Assistant Professor, MSE
Stanford University
Dr. Eric Appel received his BS in Chemistry and MS in Polymer Science from California Polytechnic in San Luis Obispo, CA. He performed his MS thesis research with Dr. Jim Hedrick and Dr. Robert Miller on synthesizing polymers for drug delivery applications at the IBM Almaden Research Center in San Jose, CA. He then obtained his Ph.D. in Chemistry with Prof. Oren A. Scherman at the University of Cambridge. His Ph.D. research focused on preparing dynamic and stimuli-responsive supramolecular polymeric materials. For his Ph.D. work, Eric received the Jon Weaver Ph.D. prize from the Royal Society of Chemistry and a Graduate Student Award from the Materials Research Society.
Upon graduating from Cambridge in 2012, he was awarded a Wellcome Trust Postdoctoral Fellowship to work with Prof. Robert Langer at MIT. Eric’s research at Stanford focuses on the development of biomimetic polymeric materials that can be used as tools to better understand fundamental biological processes and to engineer advanced healthcare solutions. His research has led to more than one hundred publications and 28 pending or granted patents.
Eric has received young faculty awards from the Hellman Scholars Fund, the American Diabetes Association, the American Cancer Society, and the PhRMA Foundation, and received the IUPAC Hanwha-TotalEnergies Young Polymer Scientist Award in 2022.
Abstract
Supramolecular (bio)materials exhibit highly useful properties that are impossible with traditional materials but crucial for a wide variety of emerging applications in industry or biomedicine. These materials typically employ enthalpy-dominated crosslinking interactions that become more dynamic at elevated temperatures, leading to significant softening.
Herein, we will discuss the development of a supramolecular hydrogel platform exploiting dynamic and multivalent interactions between biopolymers and nanoparticles that are strongly entropically driven, providing alternative temperature dependencies than typical for materials of this type.

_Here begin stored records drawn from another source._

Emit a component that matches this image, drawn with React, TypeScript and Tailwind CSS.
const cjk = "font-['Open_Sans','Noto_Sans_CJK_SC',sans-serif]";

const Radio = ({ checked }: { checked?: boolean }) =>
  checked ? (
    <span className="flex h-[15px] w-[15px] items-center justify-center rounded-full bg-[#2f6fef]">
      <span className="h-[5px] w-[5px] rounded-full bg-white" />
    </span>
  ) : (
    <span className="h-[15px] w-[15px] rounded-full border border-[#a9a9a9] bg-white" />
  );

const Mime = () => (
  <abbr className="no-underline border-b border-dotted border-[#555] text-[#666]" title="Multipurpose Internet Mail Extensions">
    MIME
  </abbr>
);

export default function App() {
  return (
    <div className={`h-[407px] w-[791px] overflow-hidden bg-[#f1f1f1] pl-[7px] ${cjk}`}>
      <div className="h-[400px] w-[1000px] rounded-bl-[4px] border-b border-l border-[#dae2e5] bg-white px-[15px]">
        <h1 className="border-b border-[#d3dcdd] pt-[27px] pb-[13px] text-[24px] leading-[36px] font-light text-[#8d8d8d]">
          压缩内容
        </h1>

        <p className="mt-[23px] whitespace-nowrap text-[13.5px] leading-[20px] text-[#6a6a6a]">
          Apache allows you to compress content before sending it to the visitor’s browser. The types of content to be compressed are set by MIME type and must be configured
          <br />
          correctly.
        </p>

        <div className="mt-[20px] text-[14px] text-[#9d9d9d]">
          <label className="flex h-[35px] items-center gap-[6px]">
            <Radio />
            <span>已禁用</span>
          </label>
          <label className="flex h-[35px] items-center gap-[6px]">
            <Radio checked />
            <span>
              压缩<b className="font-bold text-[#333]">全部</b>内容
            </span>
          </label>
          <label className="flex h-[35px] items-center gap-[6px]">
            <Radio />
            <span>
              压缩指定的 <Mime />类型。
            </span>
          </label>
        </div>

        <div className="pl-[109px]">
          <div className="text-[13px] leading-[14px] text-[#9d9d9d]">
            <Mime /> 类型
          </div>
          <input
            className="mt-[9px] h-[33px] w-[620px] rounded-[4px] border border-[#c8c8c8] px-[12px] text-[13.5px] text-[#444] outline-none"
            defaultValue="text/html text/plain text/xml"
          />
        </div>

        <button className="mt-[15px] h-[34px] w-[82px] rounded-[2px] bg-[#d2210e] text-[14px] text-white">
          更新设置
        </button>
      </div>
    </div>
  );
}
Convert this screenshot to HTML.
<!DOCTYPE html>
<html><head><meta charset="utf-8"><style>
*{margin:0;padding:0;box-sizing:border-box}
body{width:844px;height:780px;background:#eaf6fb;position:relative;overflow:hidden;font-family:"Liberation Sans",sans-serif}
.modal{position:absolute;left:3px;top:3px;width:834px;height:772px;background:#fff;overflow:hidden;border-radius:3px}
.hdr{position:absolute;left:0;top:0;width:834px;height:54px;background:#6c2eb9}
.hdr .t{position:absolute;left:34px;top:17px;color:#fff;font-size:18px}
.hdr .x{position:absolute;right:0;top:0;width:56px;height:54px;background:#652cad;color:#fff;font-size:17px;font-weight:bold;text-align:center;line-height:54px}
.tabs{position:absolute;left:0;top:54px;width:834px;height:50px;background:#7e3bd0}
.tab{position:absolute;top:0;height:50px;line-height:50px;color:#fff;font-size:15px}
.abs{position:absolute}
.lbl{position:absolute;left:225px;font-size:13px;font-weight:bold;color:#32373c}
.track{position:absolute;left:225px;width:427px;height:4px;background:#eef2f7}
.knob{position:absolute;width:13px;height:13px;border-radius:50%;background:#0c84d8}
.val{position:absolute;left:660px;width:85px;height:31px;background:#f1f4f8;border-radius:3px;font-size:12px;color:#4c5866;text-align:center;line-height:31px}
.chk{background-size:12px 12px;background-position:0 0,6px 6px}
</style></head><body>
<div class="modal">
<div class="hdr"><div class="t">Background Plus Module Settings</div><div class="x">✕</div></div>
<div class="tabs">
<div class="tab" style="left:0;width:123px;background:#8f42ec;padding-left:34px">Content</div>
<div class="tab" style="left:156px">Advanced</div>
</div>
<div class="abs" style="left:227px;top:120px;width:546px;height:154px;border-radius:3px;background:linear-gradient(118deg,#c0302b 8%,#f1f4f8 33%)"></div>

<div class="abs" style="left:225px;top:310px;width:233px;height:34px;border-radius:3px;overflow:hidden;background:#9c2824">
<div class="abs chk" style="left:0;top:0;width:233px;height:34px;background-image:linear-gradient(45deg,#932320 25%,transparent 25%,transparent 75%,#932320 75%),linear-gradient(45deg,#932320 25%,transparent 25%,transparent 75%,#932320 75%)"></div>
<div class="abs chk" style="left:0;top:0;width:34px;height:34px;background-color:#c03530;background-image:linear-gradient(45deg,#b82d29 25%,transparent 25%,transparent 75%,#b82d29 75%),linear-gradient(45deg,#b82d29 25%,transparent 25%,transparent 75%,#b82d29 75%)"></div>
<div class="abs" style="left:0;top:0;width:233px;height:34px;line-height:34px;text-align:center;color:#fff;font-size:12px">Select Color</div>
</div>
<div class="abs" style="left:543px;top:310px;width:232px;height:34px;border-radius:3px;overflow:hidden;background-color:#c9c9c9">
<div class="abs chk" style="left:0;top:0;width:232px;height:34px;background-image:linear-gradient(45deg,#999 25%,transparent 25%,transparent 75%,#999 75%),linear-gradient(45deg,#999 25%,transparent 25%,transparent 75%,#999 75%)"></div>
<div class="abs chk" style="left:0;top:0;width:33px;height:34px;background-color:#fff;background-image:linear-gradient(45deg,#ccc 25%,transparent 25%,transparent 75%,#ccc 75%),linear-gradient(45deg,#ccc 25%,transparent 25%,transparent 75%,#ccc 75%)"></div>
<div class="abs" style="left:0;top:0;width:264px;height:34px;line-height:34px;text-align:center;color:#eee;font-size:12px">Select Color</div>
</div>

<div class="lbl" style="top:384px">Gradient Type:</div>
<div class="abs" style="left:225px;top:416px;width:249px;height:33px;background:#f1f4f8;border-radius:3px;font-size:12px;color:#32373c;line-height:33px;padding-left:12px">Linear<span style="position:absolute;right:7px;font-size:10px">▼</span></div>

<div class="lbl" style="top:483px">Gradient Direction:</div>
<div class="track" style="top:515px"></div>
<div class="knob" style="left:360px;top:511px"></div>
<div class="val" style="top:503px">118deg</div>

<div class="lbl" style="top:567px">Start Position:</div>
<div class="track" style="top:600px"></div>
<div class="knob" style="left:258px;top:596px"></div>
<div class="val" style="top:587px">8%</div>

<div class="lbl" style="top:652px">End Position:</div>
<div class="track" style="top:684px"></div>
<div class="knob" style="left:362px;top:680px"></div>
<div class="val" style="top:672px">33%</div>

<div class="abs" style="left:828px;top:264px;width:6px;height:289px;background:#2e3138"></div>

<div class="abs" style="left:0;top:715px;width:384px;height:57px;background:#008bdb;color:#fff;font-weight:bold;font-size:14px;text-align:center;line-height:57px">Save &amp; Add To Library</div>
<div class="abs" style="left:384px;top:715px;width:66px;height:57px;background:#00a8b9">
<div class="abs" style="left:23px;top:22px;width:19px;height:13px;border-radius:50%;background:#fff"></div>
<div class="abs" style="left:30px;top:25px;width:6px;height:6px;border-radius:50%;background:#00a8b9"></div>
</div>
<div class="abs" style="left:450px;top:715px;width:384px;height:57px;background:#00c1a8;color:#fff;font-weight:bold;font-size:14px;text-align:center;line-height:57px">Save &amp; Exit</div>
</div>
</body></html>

We will discuss the implications of these crosslinking thermodynamics on the observed mechanical properties, demonstrating that tuning the thermodynamics and kinetics of these crosslinking interactions enable broad modulation of the mechanical properties of these materials, including their shear-dependent viscosities, temperature responsiveness, self-healing, and cargo encapsulation and controlled release. These materials exhibit viscous flow under shear stress (shear-thinning) and rapid recovery of mechanical properties when the applied stress is relaxed (self-healing), affording facile processing though direct injection or spraying approaches, making then well served for applications in industry and biomedicine.
Moreover, the hierarchical construction of these biphasic hydrogels enables innovative approaches to formulation and delivery as a diverse array of compounds over user-defined timeframes ranging from days to months. In one example, we demonstrate that these unique characteristics can be leveraged to generate vaccines exhibiting greatly enhanced magnitude, quality, and durability of immune responses. In another example, we demonstrate that these materials can be leveraged to generate new wildland fire retardant formulations enabling prophylactic treatments of high-risk landscapes for wildfire prevention.
Overall, this talk will illustrate our recent efforts exploiting dynamic and multivalent interactions between polymers and nanoparticles to generate hydrogel materials exhibiting properties not previously observed in biomaterials and affording unique opportunities in industry and biomedicine.